━━━ Data

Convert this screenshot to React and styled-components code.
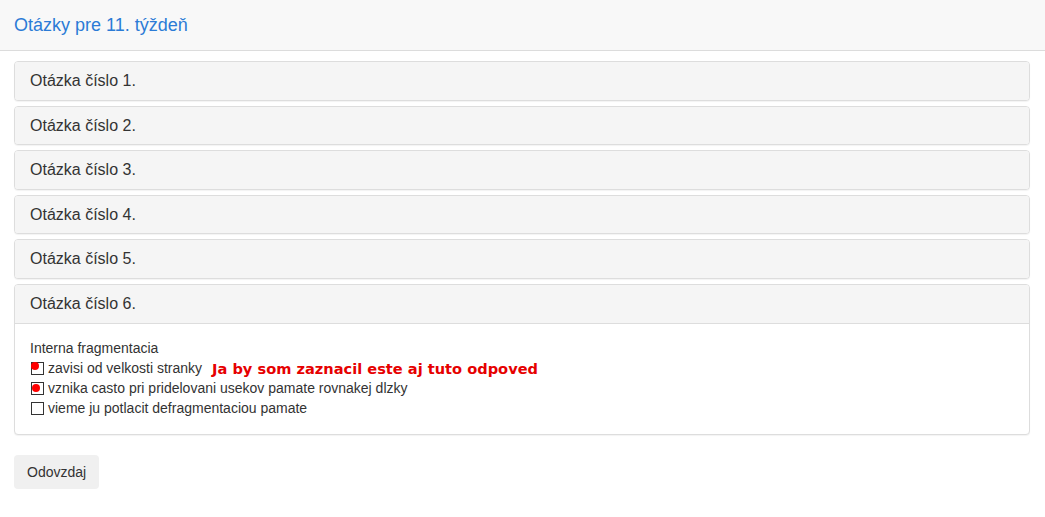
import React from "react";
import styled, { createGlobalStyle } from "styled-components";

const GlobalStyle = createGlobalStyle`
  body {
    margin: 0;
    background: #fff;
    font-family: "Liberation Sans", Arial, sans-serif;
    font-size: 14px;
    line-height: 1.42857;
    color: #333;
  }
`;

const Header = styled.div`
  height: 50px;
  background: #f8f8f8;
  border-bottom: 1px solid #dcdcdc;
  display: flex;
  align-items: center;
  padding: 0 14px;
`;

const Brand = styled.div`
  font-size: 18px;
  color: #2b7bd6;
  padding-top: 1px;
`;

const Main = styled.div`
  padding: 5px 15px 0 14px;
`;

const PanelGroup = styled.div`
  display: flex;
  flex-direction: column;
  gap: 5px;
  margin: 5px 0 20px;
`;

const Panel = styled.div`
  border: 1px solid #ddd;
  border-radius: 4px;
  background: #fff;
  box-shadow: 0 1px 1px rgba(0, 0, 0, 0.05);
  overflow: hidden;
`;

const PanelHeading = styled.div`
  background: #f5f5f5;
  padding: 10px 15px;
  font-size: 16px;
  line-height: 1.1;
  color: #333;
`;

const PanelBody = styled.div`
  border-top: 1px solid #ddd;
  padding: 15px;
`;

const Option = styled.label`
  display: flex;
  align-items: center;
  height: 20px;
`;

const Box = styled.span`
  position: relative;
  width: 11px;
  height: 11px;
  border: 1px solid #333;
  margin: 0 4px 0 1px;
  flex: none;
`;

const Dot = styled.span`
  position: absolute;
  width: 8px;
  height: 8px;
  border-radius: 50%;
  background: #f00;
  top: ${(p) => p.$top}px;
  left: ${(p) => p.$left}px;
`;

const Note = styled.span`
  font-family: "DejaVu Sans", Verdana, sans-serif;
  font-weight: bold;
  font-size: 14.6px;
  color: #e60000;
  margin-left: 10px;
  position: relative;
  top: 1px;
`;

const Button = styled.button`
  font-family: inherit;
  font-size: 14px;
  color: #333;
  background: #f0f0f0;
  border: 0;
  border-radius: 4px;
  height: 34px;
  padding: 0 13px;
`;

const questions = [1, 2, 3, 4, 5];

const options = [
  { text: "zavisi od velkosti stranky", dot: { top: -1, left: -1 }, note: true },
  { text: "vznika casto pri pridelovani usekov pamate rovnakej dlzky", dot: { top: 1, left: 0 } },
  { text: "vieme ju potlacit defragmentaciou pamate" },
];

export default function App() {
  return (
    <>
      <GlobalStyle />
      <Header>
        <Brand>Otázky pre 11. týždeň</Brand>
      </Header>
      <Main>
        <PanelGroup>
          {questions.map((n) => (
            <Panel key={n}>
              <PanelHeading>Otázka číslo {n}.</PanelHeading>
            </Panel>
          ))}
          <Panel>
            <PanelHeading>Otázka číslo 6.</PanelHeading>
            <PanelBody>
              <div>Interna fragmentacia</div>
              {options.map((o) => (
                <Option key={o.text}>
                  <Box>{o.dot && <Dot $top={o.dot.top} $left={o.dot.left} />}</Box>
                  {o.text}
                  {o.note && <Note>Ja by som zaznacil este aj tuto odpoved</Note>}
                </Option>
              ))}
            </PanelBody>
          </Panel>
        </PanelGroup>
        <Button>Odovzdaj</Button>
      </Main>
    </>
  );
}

━━━━━━

Task to carry out: From the data, list each line in which the string "React" appears.

Answer to the problem:
Convert this screenshot to React and styled-components code.
import React from "react";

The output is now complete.